Answer:
Hence proved that m∠AOD = m∠BCD.
Step-by-step explanation:
Given:
A Trapezoid with AC and BD as diagonals with O as intersection point to it.
Four angles formed at A and D are equal.
To Prove:
m∠AOD = m∠BCD
Proof:
Consider a Quadrilateral ABCD as trapezoid with diagonals as AC and BD
(Refer the Attachment).
And AB=CD which means the Quadrilateral ABCD isosceles in nature
i.e. angle A=angle D
Now
Consider triangle AOD and triangle BCD
Apply sum of all angles of triangle is 180.
And also
m∠2+∠AOD+m∠3=180
∠AOD=180-m∠2-m∠3..............equation(1)
And for Triangle BCD
m∠BCD=180-m∠3-m∠4,.....................Equation(2)
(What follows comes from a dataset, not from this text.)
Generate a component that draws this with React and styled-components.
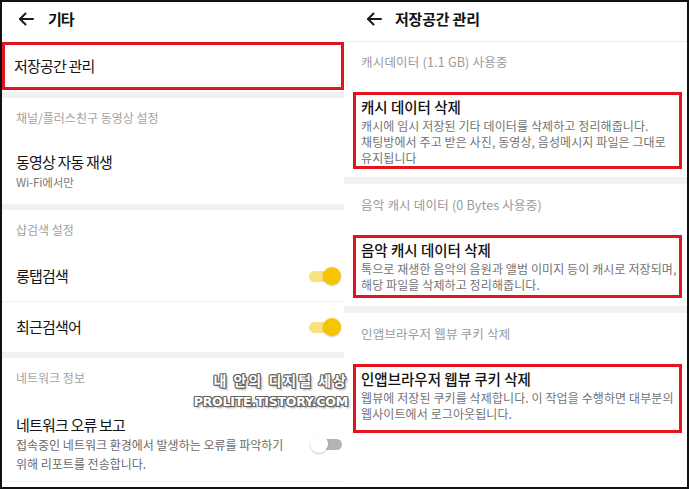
import React from "react";
import styled, { createGlobalStyle } from "styled-components";

const GlobalStyle = createGlobalStyle`
  html, body {
    margin: 0;
    padding: 0;
    background: #fff;
  }
  body {
    font-family: "Noto Sans CJK KR", "Noto Sans", sans-serif;
  }
`;

const BackIcon = () => (
  <svg width="16" height="14" viewBox="0 0 16 14" fill="none">
    <path d="M15 7H2" stroke="#1a1a1a" strokeWidth="2" strokeLinecap="round" />
    <path
      d="M7.5 1.5L2 7l5.5 5.5"
      stroke="#1a1a1a"
      strokeWidth="2"
      strokeLinecap="round"
      strokeLinejoin="round"
    />
  </svg>
);

const Toggle = ({ on }) => (
  <Switch>
    <Track $on={on} />
    <Knob $on={on} />
  </Switch>
);

const App = () => {
  return (
    <>
      <GlobalStyle />
      <Frame>
        {/* left screen: 기타 */}
        <Panel $width="342px">
          <Header $indent="16px" $gap="14px">
            <BackIcon />
            <HeaderTitle $ls="-1px">기타</HeaderTitle>
          </Header>
          <MarkedRow>
            <RowTitle>저장공간 관리</RowTitle>
          </MarkedRow>
          <Band $top="2px" />
          <SectionLabel>채널/플러스친구 동영상 설정</SectionLabel>
          <Row>
            <RowText>
              <RowTitle>동영상 자동 재생</RowTitle>
              <SubText>Wi-Fi에서만</SubText>
            </RowText>
          </Row>
          <Band />
          <SectionLabel>샵검색 설정</SectionLabel>
          <ToggleRow>
            <RowTitle>롱탭검색</RowTitle>
            <Toggle on />
          </ToggleRow>
          <Divider />
          <ToggleRow>
            <RowTitle>최근검색어</RowTitle>
            <Toggle on />
          </ToggleRow>
          <Band />
          <SectionLabel>네트워크 정보</SectionLabel>
          <ToggleRow $tall>
            <RowText>
              <RowTitle>네트워크 오류 보고</RowTitle>
              <Desc>
                접속중인 네트워크 환경에서 발생하는 오류를 파악하기
                <br />
                위해 리포트를 전송합니다.
              </Desc>
            </RowText>
            <Toggle on={false} />
          </ToggleRow>
          <Divider />
        </Panel>

        {/* right screen: 저장공간 관리 */}
        <Panel $width="343px">
          <Header $indent="22px" $gap="13px" $line>
            <BackIcon />
            <HeaderTitle $ls="-0.2px">저장공간 관리</HeaderTitle>
          </Header>
          <StoreLabel>캐시데이터 (1.1 GB) 사용중</StoreLabel>
          <ActionBox $pb="0px">
            <BoxTitle>캐시 데이터 삭제</BoxTitle>
            <BoxDesc>
              캐시에 임시 저장된 기타 데이터를 삭제하고 정리해줍니다.
              <br />
              채팅방에서 주고 받은 사진, 동영상, 음성메시지 파일은 그대로
              <br />
              유지됩니다
            </BoxDesc>
          </ActionBox>
          <Band $h="7px" />
          <StoreLabel $top="13px">음악 캐시 데이터 (0 Bytes 사용중)</StoreLabel>
          <ActionBox $pb="2px">
            <BoxTitle>음악 캐시 데이터 삭제</BoxTitle>
            <BoxDesc>
              톡으로 재생한 음악의 음원과 앨범 이미지 등이 캐시로 저장되며,
              <br />
              해당 파일을 삭제하고 정리해줍니다.
            </BoxDesc>
          </ActionBox>
          <Band $h="7px" />
          <StoreLabel $top="13px">인앱브라우저 웹뷰 쿠키 삭제</StoreLabel>
          <ActionBox $pb="8px">
            <BoxTitle>인앱브라우저 웹뷰 쿠키 삭제</BoxTitle>
            <BoxDesc>
              웹뷰에 저장된 쿠키를 삭제합니다. 이 작업을 수행하면 대부분의
              <br />
              웹사이트에서 로그아웃됩니다.
            </BoxDesc>
          </ActionBox>
        </Panel>

        <Watermark>
          <MarkLine>내 안의 디지털 세상</MarkLine>
          <MarkUrl>PROLITE.TISTORY.COM</MarkUrl>
        </Watermark>
      </Frame>
    </>
  );
};

export default App;

const Frame = styled.div`
  position: relative;
  width: 689px;
  height: 489px;
  box-sizing: border-box;
  border: 2px solid #111;
  display: flex;
  overflow: hidden;
  background: #fff;
  color: #141414;
`;

const Panel = styled.div`
  width: ${(p) => p.$width};
  flex-shrink: 0;
  display: flex;
  flex-direction: column;
`;

const Header = styled.div`
  height: ${(p) => (p.$line ? "40px" : "38px")};
  box-sizing: border-box;
  display: flex;
  align-items: center;
  gap: ${(p) => p.$gap};
  padding: 0 0 ${(p) => (p.$line ? "5px" : "4px")} ${(p) => p.$indent};
  border-bottom: ${(p) => (p.$line ? "1px solid #ececec" : "none")};
  flex-shrink: 0;
`;

const HeaderTitle = styled.span`
  font-size: 15px;
  font-weight: 700;
  letter-spacing: ${(p) => p.$ls};
  line-height: 20px;
  color: #111;
`;

const MarkedRow = styled.div`
  margin-top: 2px;
  height: 48px;
  box-sizing: border-box;
  border: 3px solid #e3141d;
  padding-left: 9px;
  display: flex;
  align-items: center;
`;

const Band = styled.div`
  margin-top: ${(p) => p.$top || "0"};
  height: ${(p) => p.$h || "6px"};
  background: #f2f2f2;
  flex-shrink: 0;
`;

const Divider = styled.div`
  height: 1px;
  background: #efefef;
  flex-shrink: 0;
`;

const SectionLabel = styled.div`
  padding: 12px 14px 13px;
  font-size: 12px;
  line-height: 16px;
  letter-spacing: 0;
  color: #a2a2a2;
`;

const Row = styled.div`
  padding: 13px 14px;
  display: flex;
  align-items: center;
`;

const RowText = styled.div`
  display: flex;
  flex-direction: column;
`;

const RowTitle = styled.span`
  font-size: 15px;
  line-height: 20px;
  letter-spacing: -0.8px;
  color: #141414;
`;

const SubText = styled.span`
  margin-top: 1px;
  font-size: 11.5px;
  line-height: 18px;
  letter-spacing: -0.1px;
  color: #7a7a7a;
`;

const ToggleRow = styled.div`
  box-sizing: border-box;
  height: ${(p) => (p.$tall ? "auto" : "50px")};
  padding: ${(p) => (p.$tall ? "16px 2px 8px 14px" : "0 3px 0 14px")};
  display: flex;
  align-items: center;
  justify-content: space-between;
`;

const Desc = styled.span`
  font-size: 12px;
  line-height: 19px;
  letter-spacing: 0;
  color: #6a6a6a;
  white-space: nowrap;
`;

const Switch = styled.span`
  position: relative;
  display: inline-block;
  width: 32px;
  height: 18px;
  flex-shrink: 0;
`;

const Track = styled.span`
  position: absolute;
  top: 3.5px;
  width: 25px;
  height: 11px;
  border-radius: 6px;
  ${(p) =>
    p.$on
      ? "left: 0; background: #f9e17f;"
      : "right: 0; background: #b4b4b4;"}
`;

const Knob = styled.span`
  position: absolute;
  top: 0;
  width: 18px;
  height: 18px;
  border-radius: 50%;
  box-shadow: 0 1px 2px rgba(0, 0, 0, 0.22);
  ${(p) =>
    p.$on ? "right: 0; background: #f6c400;" : "left: 0; background: #fff;"}
`;

const StoreLabel = styled.div`
  padding: ${(p) => p.$top || "12px"} 17px 14px;
  font-size: 12.5px;
  line-height: 16px;
  letter-spacing: 0.2px;
  color: #9a9a9a;
`;

const ActionBox = styled.div`
  margin: 8px 5px 8px 9px;
  border: 3px solid #e3141d;
  padding: 3px 5px ${(p) => p.$pb};
  display: flex;
  flex-direction: column;
  gap: 2px;
`;

const BoxTitle = styled.span`
  font-size: 14.5px;
  font-weight: 500;
  line-height: 18px;
  letter-spacing: 0;
  color: #111;
`;

const BoxDesc = styled.span`
  font-size: 12px;
  line-height: 16px;
  letter-spacing: 0.1px;
  color: #737373;
  white-space: nowrap;
`;

const Watermark = styled.div`
  position: absolute;
  left: 170px;
  top: 367px;
  width: 176px;
  display: flex;
  flex-direction: column;
  align-items: flex-end;
  pointer-events: none;
`;

const outline = `
  -1px -1px 0 #666, 1px -1px 0 #666, -1px 1px 0 #666,
  1px 1px 0 #666, 0 -1px 0 #666, 0 1px 0 #666,
  -1px 0 0 #666, 1px 0 0 #666, 2px 2px 2px rgba(0, 0, 0, 0.4)
`;

const MarkLine = styled.span`
  font-family: "Noto Sans CJK KR", sans-serif;
  font-size: 14px;
  font-weight: 700;
  line-height: 22px;
  letter-spacing: 2px;
  color: #fff;
  text-shadow: ${outline};
`;

const MarkUrl = styled.span`
  font-family: "DejaVu Sans", sans-serif;
  font-size: 12.5px;
  font-weight: 700;
  line-height: 22px;
  letter-spacing: -0.2px;
  color: #fff;
  text-shadow: ${outline};
`;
∠A=∠D................ as Quadrilateral is Isosceles.
i.e.∠2=∠3
That means by transitive property,
∠1=∠4=∠3=∠2
Using this values in above equation(1) we get ,
∠AOD=180-∠3-∠4.......................(3)
Now comparing equation 2 and 3 we get
RHS is equal for both equation that means LHS is also equal .
Therefore ∠AOD=∠BCD
Hence proved.